The type of music that Cumbancha sponsors is carefully selected by Edgar. It is usually some type of fusion with a social message behind it. “I suffer so you don’t have to!” Edgar says ( With comments such as these, Edgar gives me no proof that Cumbancha is any different from other corporate record labels, which also carefully select music based on the perceived profit. Edgar, here seems to be countering the very principle that he claims Cumbancha is founded on: to expose people to otherwise unknown music from the world. Instead, he seems to be attempting to expose them to his own version of what the world sounds like. It is for this reason that I initially was dissuaded by Cumbancha. Edgar claims to be this facilitator of communication through music (which would imply an absence of manipulation)—that music can reach across borders left secured by politics and economic inequality, though he employs the very capitalist mentality he’s trying to avoid by choosing which songs are marketable to possible. This realization threw me off, as I thought Cumbancha was finally a label that understood the real, non-monetary values of music from around the world. The more I read about Edgar, however, the more my optimism was degraded. Edgar has recently come out with a new television series called “Music Voyager” which gives the viewer “a backstage pass to the world’s most exciting music” ( After watching this one-minute preview for the show, my doubts about Cumbancha and Edgar as a benevolent music-appreciator were solidified.

Music Voyager Sizzler from Cumbancha on Vimeo.

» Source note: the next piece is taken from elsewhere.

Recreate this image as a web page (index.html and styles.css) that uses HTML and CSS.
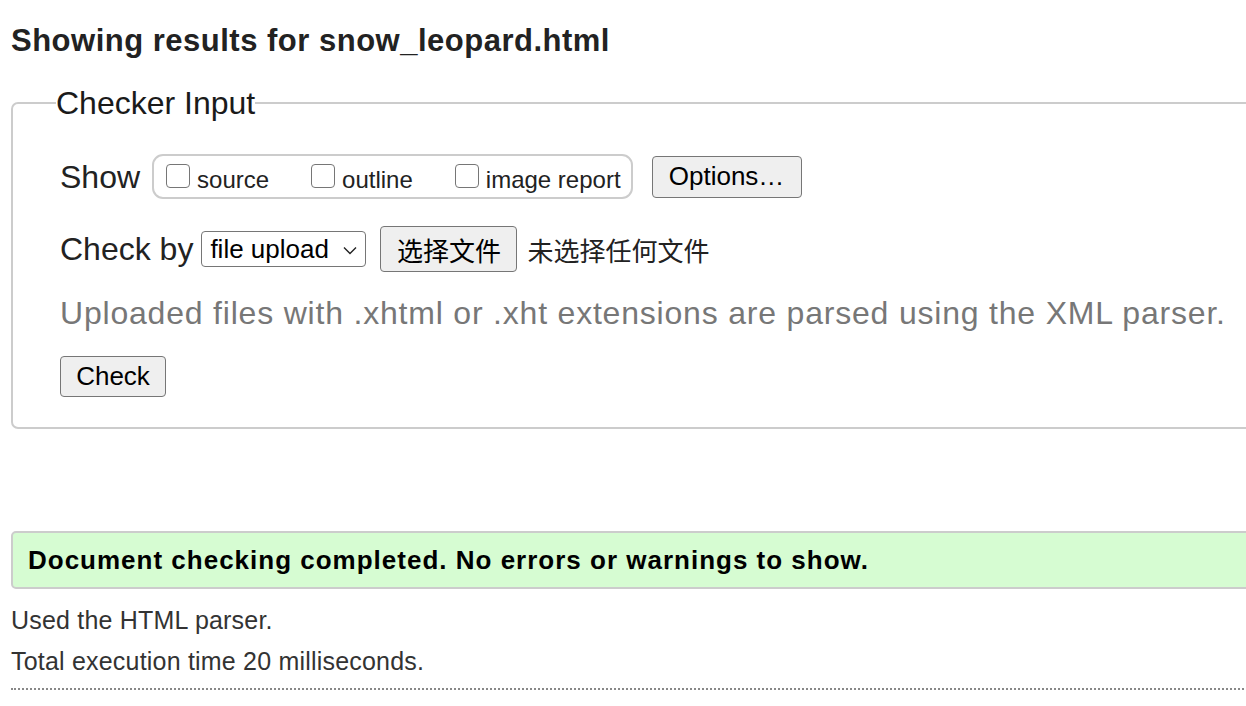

In the video, Edgar embodies the images and attitudes that are usually associated with neocolonialist capitalists. He goes into “foreign” countries searching for their music and sifting through it to find the sounds he thinks are best representational of where he is. If it isn’t his awkward sunglasses and khaki pants emblematic of the rich American tourist, it’s his attitude towards the world that delegitimizes the “authentic” image he’s trying to create. When describing why he liked doing the show he says, “ The good thing about working on the show is I get to do crazy things I wouldn’t otherwise do on a trip, like stay in a Maharaja’s palace in Rajasthan, get Dancehall dance lessons in a gang-ridden ghetto in Jamaica, eat bulls testicles, and so on...” ( With this statement, Edgar reveals his cursory view of the world as a collection of small puddles that he can rightfully dip his toes into and walk away before it gets too cold or real. He reveals his ultimate privilege as an Anglo-American man, as he has the luxury of traveling around the world as well as the comfort of an 1830s Vermont farmhouse to take refuge in once he gets enough of a tan.

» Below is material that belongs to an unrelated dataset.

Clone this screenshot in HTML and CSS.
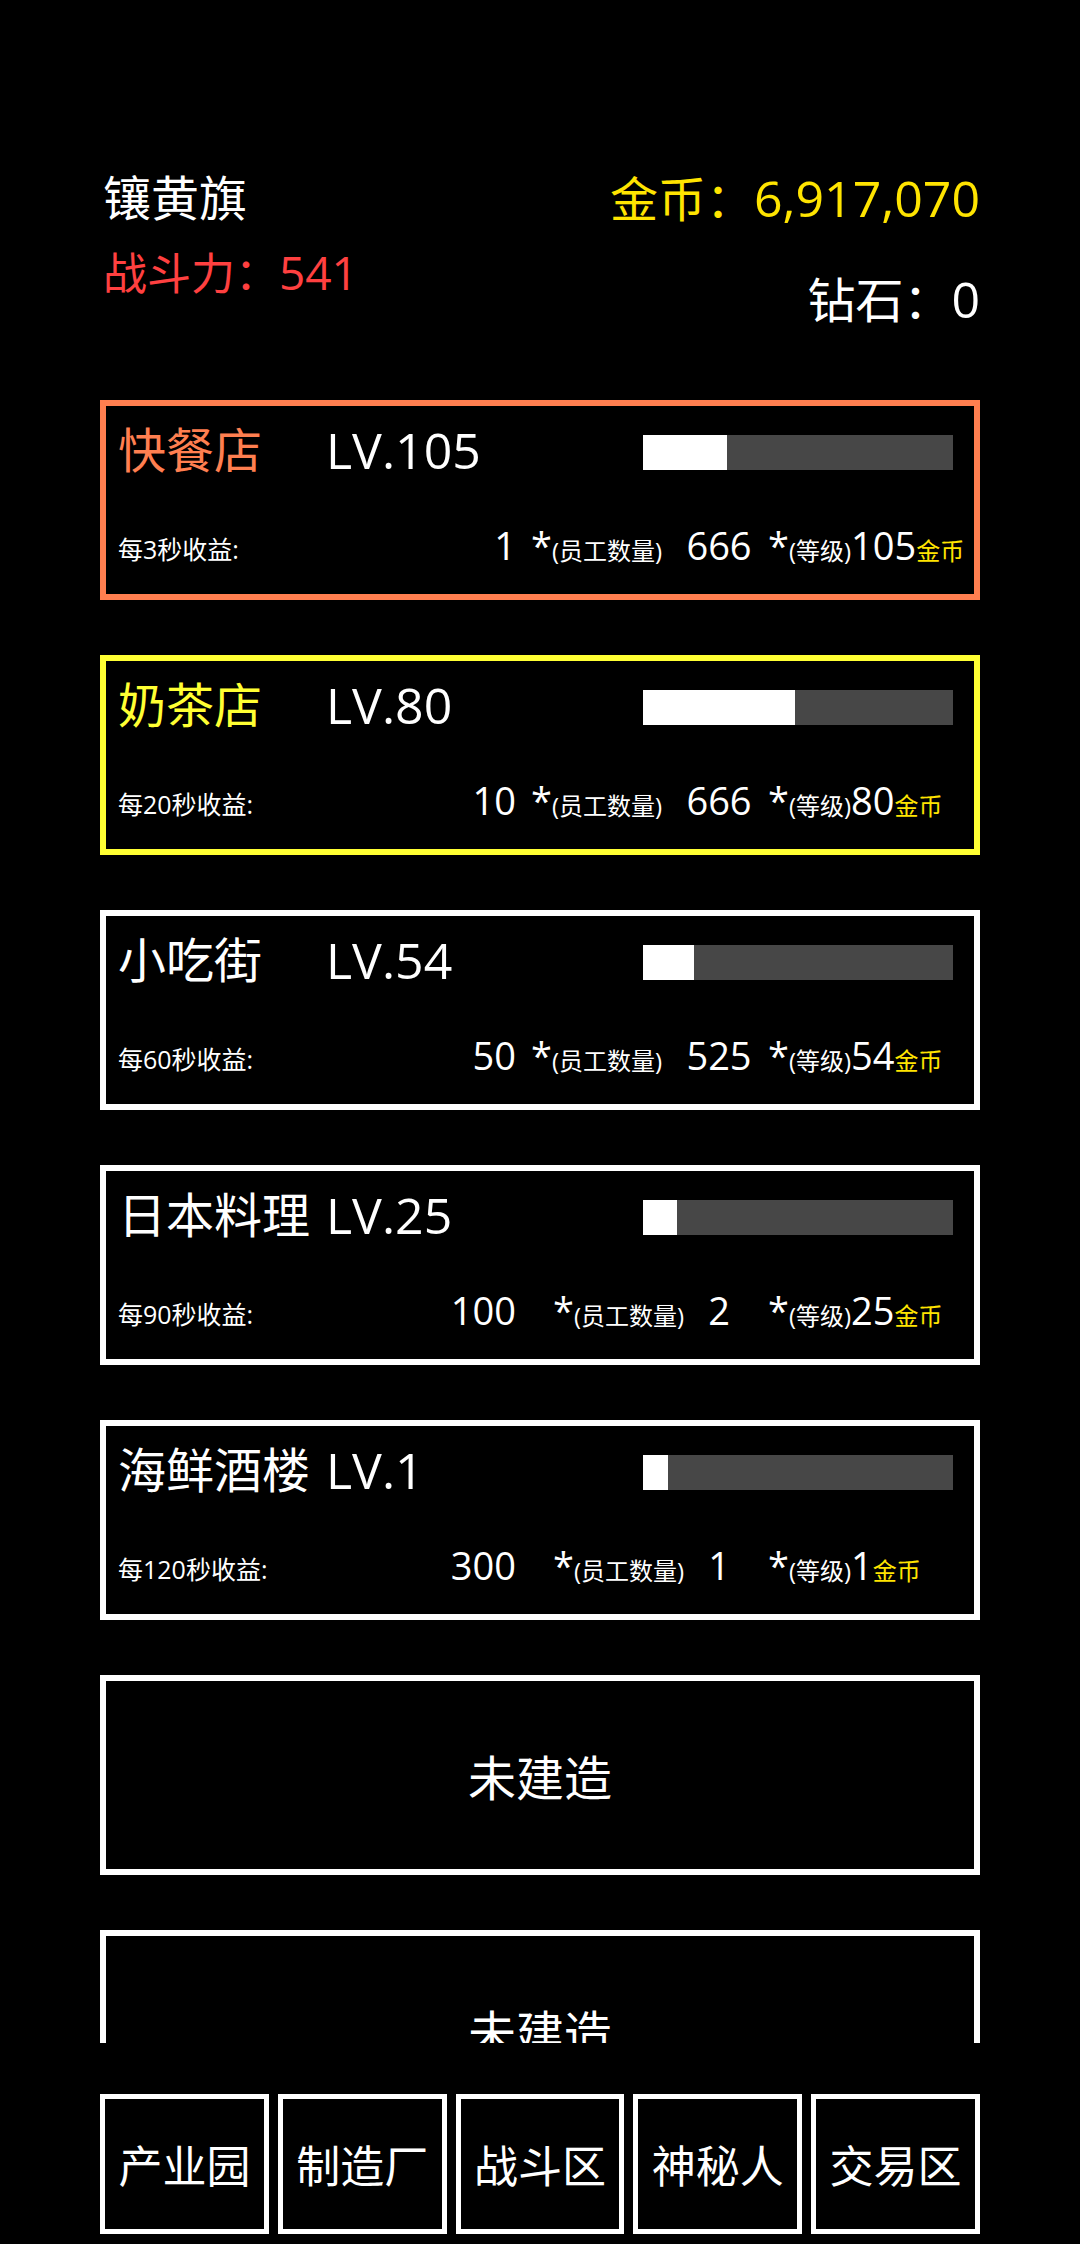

In talking about music, Edgar has revealed multiple times that he views music as a product (though, of course, he would never blatantly say it). In an interview with in May 2010 he says, “I have a soft spot for Brazil, which offers the perfect blend of amazing people, natural beauty and incredible music.” In saying this, Edgar gives away his consumerist view of the world—it is something he can take samples of without getting too deep. In another interview in which he was only associated with Putumayo, he said, “A lot of people believe that Mali will be the next Cuba,” which portrays the same kinds of capitalistic ideas. Also, with that, Edgar is doing exactly what Feld scrutinizes in his paper, “A Sweet Lullaby for World Music”: Edgar is marketing poverty simply with the label “World Music (which he admits to hating, though also admits to feeling powerless against because it helps him sell records). As Feld says, “The label World Music masks “the exploitative labor relationship of the very powerful transnational corporations with the ‘Third World’ musicians, let alone with those of the Third World with only their photogenic poverty to sell” (153). It is thus questionable what Edgar’s actual relationships are with these musicians and projects. It seems as though he simply wants his name associated with them and doesn’t do much in terms of supporting the causes that all of the artists he carefully chooses stand for. Edgar is thus creating a marketable starbucks-friendly image, rather than a musical movement of any kind.

Jacob Edgar has been described on his website as “a global explorer with an insatiable curiosity for the diverse ways in which people express themselves through music.” Though he likes to portray himself and his projects with a bohemian and authentic image, everything he does seems to be a massive contradiction. Edgar claims to take an un-academic approach to finding his music, though having been trained in Ethnomusicology, his perceptions have been tempered by the world of academia. Though this is not to be an automatically terrible thing, it is easily criticized when Edgar is in clear denial of his educational background. He also denied his privileged position in society and that fact that, in trying to break down barriers with his record label, he is actually reinforcing global hierarchies, as he is the privileged Anglo-American who is using music of the global South to his advantage. In this way, he also becomes the neocolonialist world music paradigm that he often attempts to shoot down.

My perception and the beginning and end of this project has changed dramatically. At first, I was hopeful that Cumbancha was finally an exception to the world music stereotype. I thought that because it sponsored individual artists it worked toward promoting difference instead of homogenizing the world with its own sound. The more I read and saw, however, the more wrong I realized I was. The head of Cumbancha, Jacob Edgar (who is the only face associated with the running of the label), embodies the exact reason why world music is constantly scrutinized—it is simply a profit-driven venture in another costume. This realization led me to a frustration not only with Cumbancha, but in the idea of the record label in general. Though I still am optimistically holding onto the belief that music can be used to communicate across language, political, and other barriers, but I think there is a better way to do that than through an Americanized and hierarchical label. If Americans are genuinely intrigued by music from all over the world, it may be an option for them to help like-minded labels develop in their places of interest—putting power in the hands of the producers, and possibly aiding in the reversal the global pattern of domination. Ultimately, it would be wonderful if the entire mentality of record labels could be reverse, but, of course, that would mean the altering of an entire economic system, which is extremely unrealistic. Until that happens, I will keep believing in the power of music to communicate and educate, however, I don’t believe that record labels can truly accomplish this due to their capitalistic and power-driven mentalities. It is in the power of the listener to look at record labels skeptically and to expose themselves to the music of the world as untainted by a western mediator such as Jacob Edgar.